Holy Mother. Ossorio, Alfonso. 1951.

As an artist, Ossorio was known for his unique synthesization of differing artistic styles. His work can be described as Surrealist and Abstract Expressionist, with influences of French artist Jean Dubuffet’s art brut style. Because Ossorio was the independently-wealthy heir to a sugar fortune, he did not feel the same need to conform to commercial tastes as did his contemporaries. He only had his own artistic intention to honor, allowing him to draw from myriad cultures and influences while being bound to none of them.

In 1950, Ossorio was commissioned by the parish of St. Joseph in Victorias City, Negros Occidental in the Philippines to paint a mural in the newly reconstructed church. The wax-and-watercolor drawings he made during the commission are thought to share DNA with the work of Pollock and Dubuffet. The mural, titled “The Angry Christ” is a vivid representation of Ossorio’s conflicting religious experiences as a gay, Roman Catholic man. The bold palette highlights the intensity of the depicted figures, including the two giant hands reaching down to lift up Jesus Christ.

The Angry Christ. Ossorio, Alfonso. 1950.
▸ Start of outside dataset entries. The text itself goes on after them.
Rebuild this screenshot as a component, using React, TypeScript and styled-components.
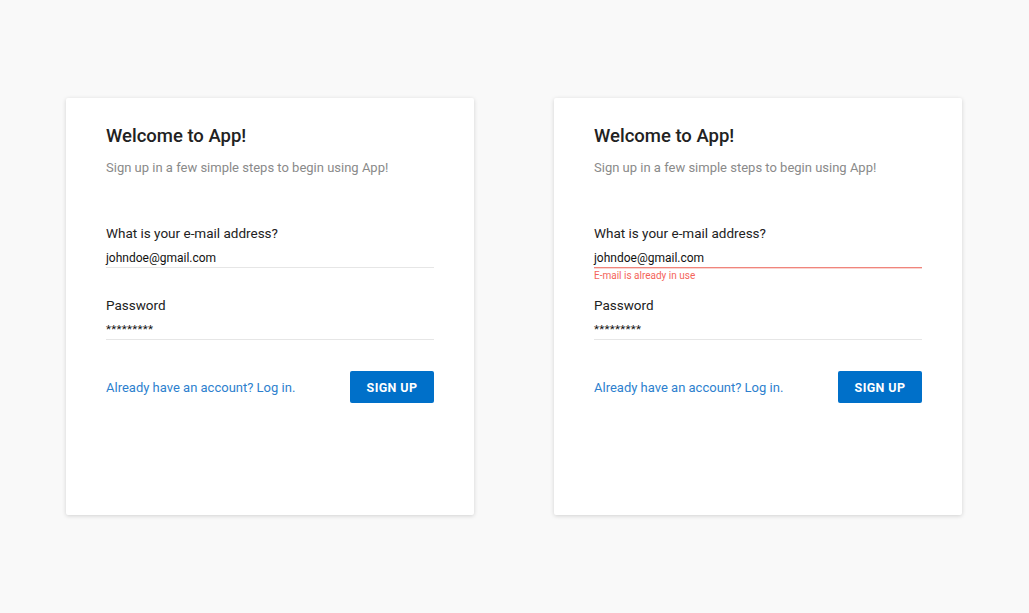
import React from "react";
import styled, { createGlobalStyle } from "styled-components";

const GlobalStyle = createGlobalStyle`
  html, body {
    margin: 0;
    padding: 0;
    background: #f9f9f9;
    font-family: Roboto, "Noto Sans", sans-serif;
    color: #1f1f1f;
  }
`;

const Page = styled.div`
  width: 1029px;
  height: 613px;
  display: flex;
  align-items: flex-start;
  gap: 80px;
  padding: 98px 0 0 66px;
  box-sizing: border-box;
`;

const Card = styled.div`
  width: 408px;
  height: 417px;
  box-sizing: border-box;
  background: #fff;
  border-radius: 2px;
  box-shadow: 0 1px 4px rgba(0, 0, 0, 0.16);
  padding: 25px 40px;
  display: flex;
  flex-direction: column;
`;

const Title = styled.h1`
  margin: 0;
  font-size: 18.5px;
  font-weight: 500;
  line-height: 26px;
  color: #222;
`;

const Subtitle = styled.p`
  margin: 9px 0 0;
  font-size: 13px;
  line-height: 20px;
  color: #8a8a8a;
`;

const Field = styled.div<{ $first?: boolean }>`
  display: flex;
  flex-direction: column;
  margin-top: ${(p) => (p.$first ? "46px" : "28px")};
`;

const Label = styled.label`
  font-size: 13.5px;
  line-height: 18px;
  color: #222;
`;

const Value = styled.div<{ $error?: boolean }>`
  margin-top: 8px;
  padding-bottom: 1px;
  font-size: 12px;
  line-height: 16px;
  color: #111;
  border-bottom: 1px solid ${(p) => (p.$error ? "#f0857c" : "#e6e6e6")};
  box-shadow: ${(p) => (p.$error ? "0 1px 0 rgba(240, 133, 124, 0.35)" : "none")};
`;

const Masked = styled(Value)`
  margin-top: 7px;
  padding-bottom: 2px;
  font-size: 11.5px;
  letter-spacing: 0.3px;
`;

const ErrorText = styled.div`
  margin-top: 2px;
  margin-bottom: -14px;
  font-size: 10px;
  line-height: 12px;
  color: #f4645a;
`;

const Footer = styled.div`
  display: flex;
  justify-content: space-between;
  align-items: center;
  margin-top: 31px;
`;

const Link = styled.a`
  font-size: 13px;
  color: #2d7fce;
  text-decoration: none;
  cursor: pointer;
`;

const Button = styled.button`
  width: 84px;
  height: 32px;
  border: none;
  border-radius: 2px;
  background: #0070c9;
  color: #fff;
  font-family: Roboto, "Noto Sans", sans-serif;
  font-size: 12.5px;
  font-weight: 700;
  letter-spacing: 0.4px;
  cursor: pointer;
`;

const SignupCard: React.FC<{ error?: string }> = ({ error }) => (
  <Card>
    <Title>Welcome to App!</Title>
    <Subtitle>Sign up in a few simple steps to begin using App!</Subtitle>
    <Field $first>
      <Label>What is your e-mail address?</Label>
      <Value $error={!!error}>johndoe@gmail.com</Value>
      {error && <ErrorText>{error}</ErrorText>}
    </Field>
    <Field>
      <Label>Password</Label>
      <Masked>*********</Masked>
    </Field>
    <Footer>
      <Link>Already have an account? Log in.</Link>
      <Button>SIGN UP</Button>
    </Footer>
  </Card>
);

export default function App() {
  return (
    <>
      <GlobalStyle />
      <Page>
        <SignupCard />
        <SignupCard error="E-mail is already in use" />
      </Page>
    </>
  );
}
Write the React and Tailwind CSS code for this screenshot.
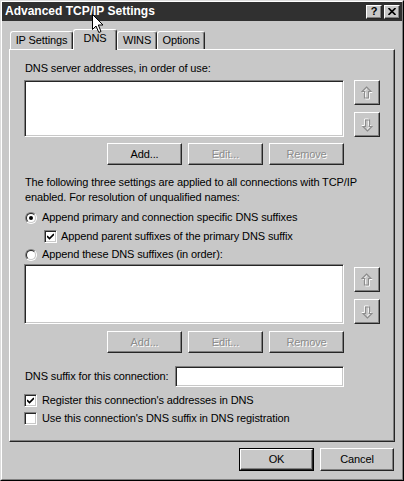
import React from "react";

const ui = "font-['Liberation_Sans',Arial,sans-serif] text-[11px] tracking-[-0.12px] leading-[15px]";

// classic 3D bevels
const raised = "border border-t-white border-l-white border-r-[#262626] border-b-[#262626] shadow-[inset_-1px_-1px_0_#808080] bg-[#c8c8c8]";
const sunken = "border border-t-[#808080] border-l-[#808080] border-r-white border-b-white shadow-[inset_1px_1px_0_#262626,inset_-1px_-1px_0_#c8c8c8] bg-white";

function PushButton({ children, disabled, isDefault, className = "" }) {
    const label = (
        <span className={disabled ? "text-[#8c8c8c] [text-shadow:1px_1px_0_#fff]" : "text-black"}>{children}</span>
    );
    if (isDefault) {
        return (
            <div className={`border border-black ${className}`}>
                <div className={`flex h-full w-full items-center justify-center ${raised}`}>{label}</div>
            </div>
        );
    }
    return <div className={`flex items-center justify-center ${raised} ${className}`}>{label}</div>;
}

function Arrow({ down }) {
    const pts = "5,0.5 9.5,5 7,5 7,11.5 3,11.5 3,5 0.5,5";
    return (
        <svg width="12" height="14" viewBox="0 0 12 14" className={down ? "rotate-180" : ""}>
            <polygon points={pts} transform="translate(1.5 1.5)" fill="none" stroke="#ffffff" strokeWidth="1" />
            <polygon points={pts} transform="translate(0.5 0.5)" fill="none" stroke="#8c8c8c" strokeWidth="1.2" />
        </svg>
    );
}

function MoveButtons() {
    return (
        <div className="ml-[10px] flex w-[26px] flex-col justify-end gap-[7px]">
            <div className={`flex h-[25px] items-center justify-center ${raised}`}><Arrow /></div>
            <div className={`flex h-[25px] items-center justify-center ${raised}`}><Arrow down /></div>
        </div>
    );
}

function Radio({ checked }) {
    return (
        <div className="h-[12px] w-[12px] shrink-0 rounded-full border border-t-[#808080] border-l-[#808080] border-r-white border-b-white">
            <div className="flex h-full w-full items-center justify-center rounded-full border border-t-[#262626] border-l-[#262626] border-r-[#c8c8c8] border-b-[#c8c8c8] bg-white">
                {checked && <div className="h-[4px] w-[4px] rounded-full bg-black" />}
            </div>
        </div>
    );
}

function Check({ checked }) {
    return (
        <div className={`flex h-[13px] w-[13px] shrink-0 items-center justify-center ${sunken}`}>
            {checked && (
                <svg width="7" height="7" viewBox="0 0 7 7">
                    <path d="M0 3 L2.5 5.5 L7 1" fill="none" stroke="black" strokeWidth="1.6" />
                </svg>
            )}
        </div>
    );
}

function Tab({ label, active, className }) {
    return (
        <div
            className={`relative flex justify-center rounded-t-[3px] border-t border-l border-r border-t-white border-l-white border-r-[#262626] bg-[#c8c8c8] shadow-[inset_-1px_0_0_#808080] ${
                active ? "z-10 -mb-px h-[21px] pt-[1px]" : "h-[18px] pt-[1px]"
            } ${className}`}
        >
            {label}
        </div>
    );
}

export default function App() {
    return (
        <div className={`relative h-[481px] w-[404px] overflow-hidden border border-t-[#dcdcdc] border-l-[#dcdcdc] border-r-black border-b-black bg-[#c8c8c8] ${ui}`}>
            <div className="h-full w-full border border-t-white border-l-white border-r-[#808080] border-b-[#808080]">
                {/* caption */}
                <div className="flex h-[19px] items-center justify-between bg-[#303030] pl-[3px] pr-[2px]">
                    <span className="text-[12px] font-bold tracking-normal text-white">Advanced TCP/IP Settings</span>
                    <div className="flex gap-[2px]">
                        <div className={`flex h-[14px] w-[16px] items-center justify-center ${raised}`}>
                            <span className="text-[11px] font-bold leading-none text-black">?</span>
                        </div>
                        <div className={`flex h-[14px] w-[16px] items-center justify-center ${raised}`}>
                            <svg width="8" height="7" viewBox="0 0 8 7">
                                <path d="M0.5 0 L7.5 7 M7.5 0 L0.5 7" stroke="black" strokeWidth="1.6" />
                            </svg>
                        </div>
                    </div>
                </div>

                <div className="px-[7px] pt-[8px]">
                    {/* tab strip */}
                    <div className="flex h-[20px] items-end pl-[1px]">
                        <Tab label="IP Settings" className="w-[63px]" />
                        <Tab label="DNS" active className="w-[44px]" />
                        <Tab label="WINS" className="w-[40px]" />
                        <Tab label="Options" className="w-[48px]" />
                    </div>

                    <div className="box-border h-[393px] border border-t-white border-l-white border-r-[#262626] border-b-[#262626] pl-[14px] pt-[11px] shadow-[inset_-1px_-1px_0_#808080]">
                        <div className="h-[15px] pl-[1px]">DNS server addresses, in order of use:</div>
                        <div className="mt-[4px] flex">
                            <div className={`h-[57px] w-[320px] ${sunken}`} />
                            <MoveButtons />
                        </div>
                        <div className="mt-[6px] flex w-[320px] justify-end gap-[6px]">
                            <PushButton className="h-[22px] w-[75px]">Add...</PushButton>
                            <PushButton disabled className="h-[22px] w-[75px]">Edit...</PushButton>
                            <PushButton disabled className="h-[22px] w-[75px]">Remove</PushButton>
                        </div>

                        <p className="mt-[10px] whitespace-nowrap pl-[1px]">
                            The following three settings are applied to all connections with TCP/IP
                            <br />
                            enabled. For resolution of unqualified names:
                        </p>

                        <div className="mt-[3px] flex h-[19px] items-center gap-[5px] pl-[1px]">
                            <Radio checked />
                            <span>Append primary and connection specific DNS suffixes</span>
                        </div>
                        <div className="flex h-[19px] items-center gap-[4px] pl-[20px]">
                            <Check checked />
                            <span>Append parent suffixes of the primary DNS suffix</span>
                        </div>
                        <div className="flex h-[17px] items-center gap-[5px] pl-[1px]">
                            <Radio />
                            <span>Append these DNS suffixes (in order):</span>
                        </div>

                        <div className="mt-[1px] flex">
                            <div className={`h-[60px] w-[320px] ${sunken}`} />
                            <MoveButtons />
                        </div>
                        <div className="mt-[7px] flex w-[320px] justify-end gap-[6px]">
                            <PushButton disabled className="h-[22px] w-[75px]">Add...</PushButton>
                            <PushButton disabled className="h-[22px] w-[75px]">Edit...</PushButton>
                            <PushButton disabled className="h-[22px] w-[75px]">Remove</PushButton>
                        </div>

                        <div className="mt-[13px] flex w-[320px] items-center justify-between pl-[1px]">
                            <span className="whitespace-nowrap">DNS suffix for this connection:</span>
                            <div className={`h-[21px] w-[169px] shrink-0 ${sunken}`} />
                        </div>

                        <div className="mt-[4px] flex h-[18px] items-center gap-[5px]">
                            <Check checked />
                            <span>Register this connection's addresses in DNS</span>
                        </div>
                        <div className="flex h-[18px] items-center gap-[5px]">
                            <Check />
                            <span>Use this connection's DNS suffix in DNS registration</span>
                        </div>
                    </div>

                    <div className="mt-[6px] flex justify-end gap-[6px] pr-[1px]">
                        <PushButton isDefault className="h-[23px] w-[75px]">OK</PushButton>
                        <PushButton className="h-[23px] w-[74px]">Cancel</PushButton>
                    </div>
                </div>
            </div>

            {/* mouse pointer over the caption */}
            <svg width="13" height="20" viewBox="0 0 13 20" className="absolute left-[91px] top-[13px] z-50">
                <path d="M0.5 0.5 V15.5 L4 12 L6.8 18.5 L9 17.5 L6.3 11 H11 Z" fill="white" stroke="black" strokeWidth="1" strokeLinejoin="miter" />
            </svg>
        </div>
    );
}
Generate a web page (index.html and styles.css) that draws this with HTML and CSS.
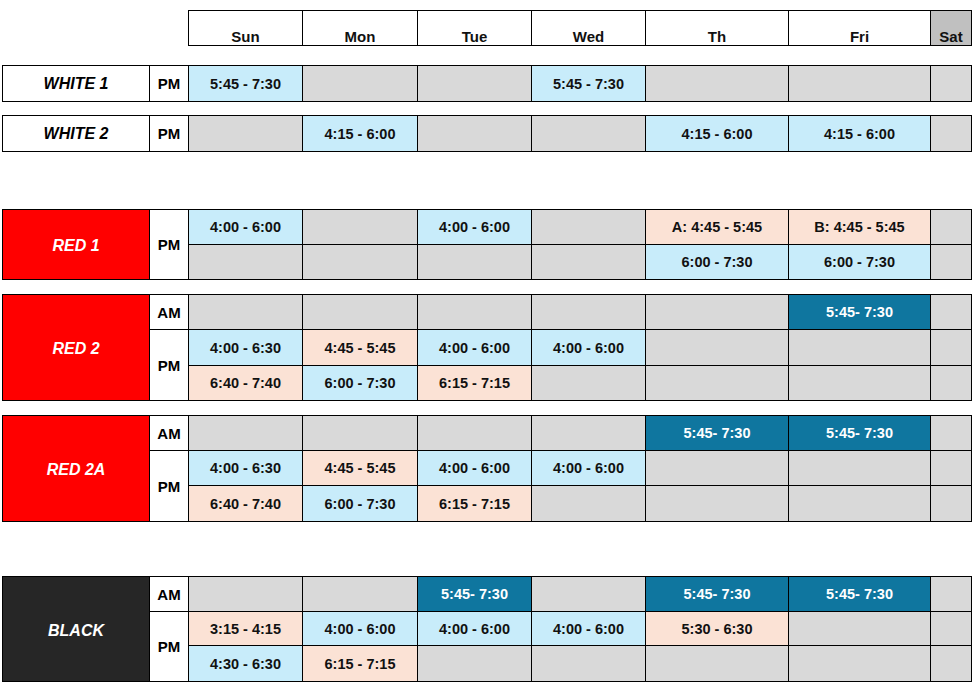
FILE: index.html
```html
<!DOCTYPE html>
<html>
<head>
<meta charset="utf-8">
<link rel="stylesheet" href="styles.css">
</head>
<body>
<div class="page">
  <div class="header">
    <div class="hcell">Sun</div>
    <div class="hcell">Mon</div>
    <div class="hcell">Tue</div>
    <div class="hcell">Wed</div>
    <div class="hcell">Th</div>
    <div class="hcell">Fri</div>
    <div class="hcell sat">Sat</div>
  </div>

  <div class="group g-white1">
    <div class="name light">WHITE 1</div>
    <div class="ampm">PM</div>
    <div class="c blue">5:45 - 7:30</div><div class="c"></div><div class="c"></div><div class="c blue">5:45 - 7:30</div><div class="c"></div><div class="c"></div><div class="c"></div>
  </div>

  <div class="group g-white2">
    <div class="name light">WHITE 2</div>
    <div class="ampm">PM</div>
    <div class="c"></div><div class="c blue">4:15 - 6:00</div><div class="c"></div><div class="c"></div><div class="c blue">4:15 - 6:00</div><div class="c blue">4:15 - 6:00</div><div class="c"></div>
  </div>

  <div class="group g-red1">
    <div class="name red span2">RED 1</div>
    <div class="ampm span2">PM</div>
    <div class="c blue">4:00 - 6:00</div><div class="c"></div><div class="c blue">4:00 - 6:00</div><div class="c"></div><div class="c peach">A: 4:45 - 5:45</div><div class="c peach">B: 4:45 - 5:45</div><div class="c"></div>
    <div class="c"></div><div class="c"></div><div class="c"></div><div class="c"></div><div class="c blue">6:00 - 7:30</div><div class="c blue">6:00 - 7:30</div><div class="c"></div>
  </div>

  <div class="group g-red2">
    <div class="name red span3">RED 2</div>
    <div class="ampm">AM</div>
    <div class="c"></div><div class="c"></div><div class="c"></div><div class="c"></div><div class="c"></div><div class="c teal">5:45- 7:30</div><div class="c"></div>
    <div class="ampm span2">PM</div>
    <div class="c blue">4:00 - 6:30</div><div class="c peach">4:45 - 5:45</div><div class="c blue">4:00 - 6:00</div><div class="c blue">4:00 - 6:00</div><div class="c"></div><div class="c"></div><div class="c"></div>
    <div class="c peach">6:40 - 7:40</div><div class="c blue">6:00 - 7:30</div><div class="c peach">6:15 - 7:15</div><div class="c"></div><div class="c"></div><div class="c"></div><div class="c"></div>
  </div>

  <div class="group g-red2a">
    <div class="name red span3">RED 2A</div>
    <div class="ampm">AM</div>
    <div class="c"></div><div class="c"></div><div class="c"></div><div class="c"></div><div class="c teal">5:45- 7:30</div><div class="c teal">5:45- 7:30</div><div class="c"></div>
    <div class="ampm span2">PM</div>
    <div class="c blue">4:00 - 6:30</div><div class="c peach">4:45 - 5:45</div><div class="c blue">4:00 - 6:00</div><div class="c blue">4:00 - 6:00</div><div class="c"></div><div class="c"></div><div class="c"></div>
    <div class="c peach">6:40 - 7:40</div><div class="c blue">6:00 - 7:30</div><div class="c peach">6:15 - 7:15</div><div class="c"></div><div class="c"></div><div class="c"></div><div class="c"></div>
  </div>

  <div class="group g-black">
    <div class="name dark span3">BLACK</div>
    <div class="ampm">AM</div>
    <div class="c"></div><div class="c"></div><div class="c teal">5:45- 7:30</div><div class="c"></div><div class="c teal">5:45- 7:30</div><div class="c teal">5:45- 7:30</div><div class="c"></div>
    <div class="ampm span2">PM</div>
    <div class="c peach">3:15 - 4:15</div><div class="c blue">4:00 - 6:00</div><div class="c blue">4:00 - 6:00</div><div class="c blue">4:00 - 6:00</div><div class="c peach">5:30 - 6:30</div><div class="c"></div><div class="c"></div>
    <div class="c blue">4:30 - 6:30</div><div class="c peach">6:15 - 7:15</div><div class="c"></div><div class="c"></div><div class="c"></div><div class="c"></div><div class="c"></div>
  </div>
</div>
</body>
</html>
```

FILE: styles.css
```css
* { box-sizing: border-box; }
html, body { margin: 0; padding: 0; background: #ffffff; }
body {
  font-family: "Liberation Sans", Arial, sans-serif;
  font-weight: bold;
  font-size: 14.5px;
  color: #111111;
}
.page {
  padding: 10px 0 0 2px;
  display: flex;
  flex-direction: column;
  align-items: flex-start;
}
.header {
  margin-left: 186px;
  display: grid;
  grid-template-columns: 113px 114px 113px 113px 142px 141px 40px;
  grid-template-rows: 34px;
  gap: 1px;
  padding: 1px;
  background: #000000;
  font-size: 15px;
}
.hcell {
  background: #ffffff;
  display: flex;
  align-items: flex-end;
  justify-content: center;
  padding-bottom: 0;
}
.hcell.sat { background: #c0c0c0; }

.group {
  display: grid;
  grid-template-columns: 146px 38px 113px 114px 113px 113px 142px 141px 40px;
  gap: 1px;
  padding: 1px;
  background: #000000;
}
.g-white1 { margin-top: 19px; grid-template-rows: 35px; }
.g-white2 { margin-top: 13px; grid-template-rows: 35px; }
.g-red1 { margin-top: 57px; grid-template-rows: 34px 34px; }
.g-red2 { margin-top: 14px; grid-template-rows: 34px 35px 34px; }
.g-red2a { margin-top: 14px; grid-template-rows: 34px 34px 35px; }
.g-black { margin-top: 54px; grid-template-rows: 34px 33px 35px; }

.name, .ampm, .c {
  display: flex;
  align-items: center;
  justify-content: center;
}
.name { font-style: italic; font-size: 16px; }
.name.span2, .name.span3 { padding-top: 3px; }
.name.light { background: #ffffff; color: #000000; }
.name.red { background: #ff0000; color: #ffffff; }
.name.dark { background: #262626; color: #ffffff; }
.span2 { grid-row: span 2; }
.span3 { grid-row: span 3; }
.ampm { background: #ffffff; color: #000000; font-size: 15px; }
.c { background: #d9d9d9; }
.c.blue { background: #c8ecfa; }
.c.peach { background: #fbe2d5; }
.c.teal { background: #0f769f; color: #ffffff; }
```
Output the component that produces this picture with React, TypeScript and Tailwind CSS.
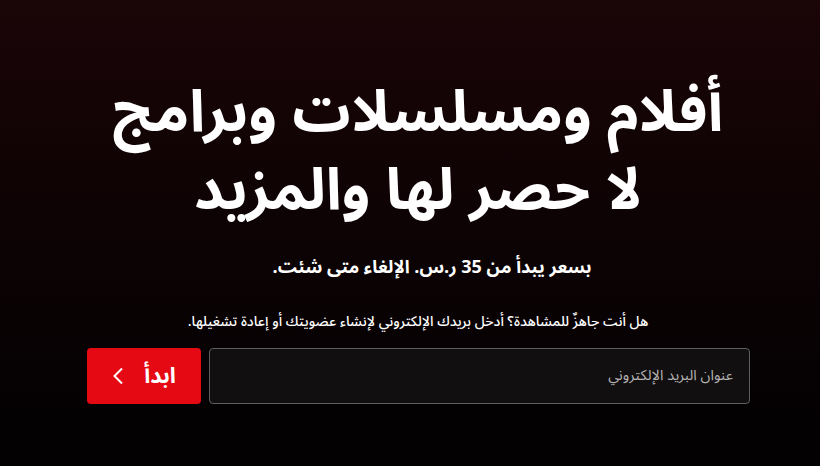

In the late 1950s, Ossorio began creating more sculptural works that he called his congregations. These works, which resemble Dubuffet’s assemblages, were often composed of objects like shells, bones, driftwood, nails, dolls’ eyes, cabinet knobs, dice, costume jewelry, mirror shards, and children’s toys. Ossorio sought to use these common objects to convey a sense of everyday religious rapture while also forcing the viewer to absolutely focus their attention on the work. It is impossible to capture the entire work with a single glance, and each viewing seems to tell a different story depending on the viewer’s intent. These congregations are considered Ossorio’s most radical work as well as the most unfiltered representation of his artistic perspective.

Congregation. Ossorio, Alfonso. Date unknown.

Gay, Roman Catholic, Harvard-educated, and the Filipino-American heir to a sugar fortune, Ossorio cut against just about every stereotype of the popular artists of his time. Yet by the time he died on December 5, 1990, he had made unparalleled contributions to modern art. Additionally, his works and collection became an important influence on notable artists in the Philippines and Spain.